The folks at Grandover will be well prepared if necessary to live life without and beyond ESPN.
As we move from a P5 to a P4 the TV monies will tend to even out over time, but that's not to say that a 60,000 seat stadium school would ever be able to match revenue with a school that has a football stadium seating 80,000 to 100,000, no matter how large the basketball arena is.
Has it occurred to you that your GOR wasn't signed so much to lock you into the ACC as it was to lock you in as ESPN property following the Maryland departure? That obligation doesn't expire until years after the new Big 10 contract is signed. It locks you into ESPN at ESPN's discretion, as does the SECN with our conference, and the LHN with Texas. Further realignment will be no more than rearranging the properties within the ESPN family with the possible exceptions of Oklahoma (FOX) and West Virginia (IMG). I still believe the PAC is a long shot for selling interest in its own network. A piece of Big 10 T1 is all ESPN is interested in. They won't part with prime property to get it either.

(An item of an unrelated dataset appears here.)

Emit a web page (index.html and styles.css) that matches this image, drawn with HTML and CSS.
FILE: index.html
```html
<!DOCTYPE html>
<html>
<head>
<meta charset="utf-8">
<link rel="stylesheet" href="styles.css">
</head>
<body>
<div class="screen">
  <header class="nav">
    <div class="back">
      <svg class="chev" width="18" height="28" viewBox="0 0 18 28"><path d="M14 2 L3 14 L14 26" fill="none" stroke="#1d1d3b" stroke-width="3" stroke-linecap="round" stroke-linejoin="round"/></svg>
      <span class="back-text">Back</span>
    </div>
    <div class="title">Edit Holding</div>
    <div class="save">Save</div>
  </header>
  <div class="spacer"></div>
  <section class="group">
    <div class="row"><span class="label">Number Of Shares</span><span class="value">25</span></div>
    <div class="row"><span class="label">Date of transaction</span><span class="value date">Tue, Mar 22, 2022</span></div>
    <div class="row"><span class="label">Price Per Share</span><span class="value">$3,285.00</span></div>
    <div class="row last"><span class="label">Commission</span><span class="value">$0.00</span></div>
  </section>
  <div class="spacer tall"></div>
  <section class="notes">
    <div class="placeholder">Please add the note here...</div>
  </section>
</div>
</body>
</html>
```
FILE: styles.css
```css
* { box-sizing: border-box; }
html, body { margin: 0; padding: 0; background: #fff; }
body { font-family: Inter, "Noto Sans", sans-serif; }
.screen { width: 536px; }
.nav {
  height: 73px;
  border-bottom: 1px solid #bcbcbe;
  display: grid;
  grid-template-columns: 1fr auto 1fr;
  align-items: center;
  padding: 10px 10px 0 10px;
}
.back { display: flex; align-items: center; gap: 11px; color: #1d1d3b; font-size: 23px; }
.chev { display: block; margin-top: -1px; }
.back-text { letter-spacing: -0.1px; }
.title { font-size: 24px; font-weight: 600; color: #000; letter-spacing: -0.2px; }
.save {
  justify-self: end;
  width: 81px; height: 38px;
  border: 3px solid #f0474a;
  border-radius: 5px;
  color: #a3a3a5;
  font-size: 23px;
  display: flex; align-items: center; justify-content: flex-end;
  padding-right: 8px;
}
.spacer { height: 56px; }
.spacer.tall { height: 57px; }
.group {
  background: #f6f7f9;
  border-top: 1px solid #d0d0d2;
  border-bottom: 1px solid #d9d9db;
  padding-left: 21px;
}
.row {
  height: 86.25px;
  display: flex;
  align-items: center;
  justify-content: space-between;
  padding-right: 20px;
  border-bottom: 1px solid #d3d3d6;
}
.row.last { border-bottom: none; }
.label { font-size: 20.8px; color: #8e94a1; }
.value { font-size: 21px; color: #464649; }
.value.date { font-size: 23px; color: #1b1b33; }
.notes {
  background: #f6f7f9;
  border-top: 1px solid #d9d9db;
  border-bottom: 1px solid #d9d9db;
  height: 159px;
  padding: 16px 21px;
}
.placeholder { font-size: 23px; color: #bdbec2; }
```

What is marketable from the PAC? U.S.C., U.C.L.A., Oregon, Washington, and sometimes Stanford. Is it worth buying content from all of the PAC to gain access to these schools when a simple split lease with FOX gives them what they want? No.

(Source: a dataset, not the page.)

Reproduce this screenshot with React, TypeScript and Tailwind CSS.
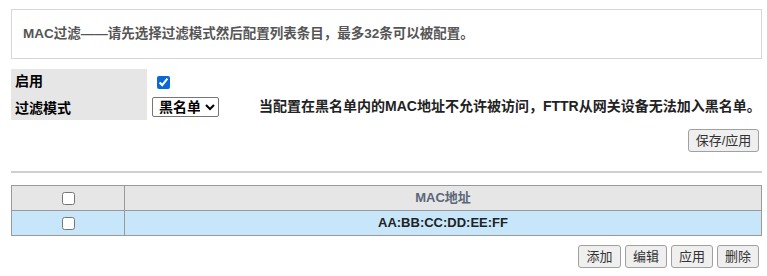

What is marketable from the Big 10? Ohio State, gap, Michigan, gap, Penn State, gap, Nebraska, gap, Wisconsin, bigger gap, Michigan State. The only games of content worth having here are games between those 5. Nobody nationally, and few regionally want to watch Illinois, Indiana, Purdue, Minnesota, Northwestern, Iowa, Rutgers, or Maryland. ESPN is money ahead to only have a part of the T1 here.
So as long as you are under contract to ESPN (2025 or thereabouts) none of these prospects you mention are feasible economically for the ACC. Besides, nobody hypes your schools like the Mouse. And with the fallout from realignment and the expense of tickets during an economic downturn, and at a time when Boomers head into retirement and the succeeding generation doesn't have the means of its predecessors, it is unlikely that these contracts will remain high for very long and upstart networks like FOX simply can't do for you what ESPN can.
So while I know there is truth in your words, I also know that you are past the point of no return on exercising any of those options, which now are just "what could have been" thoughts. To hold onto them as viable options is either delusion or fantasy. The duration of contracts for all involved and more importantly the valuations of the GOR's being predominantly in the hands of the networks holding them have effectively eliminated all else.
The Grandover Folks are well aware of our obligations that extend well into the middle of the next decade. Prudent management, however, is prepared for all contingencies.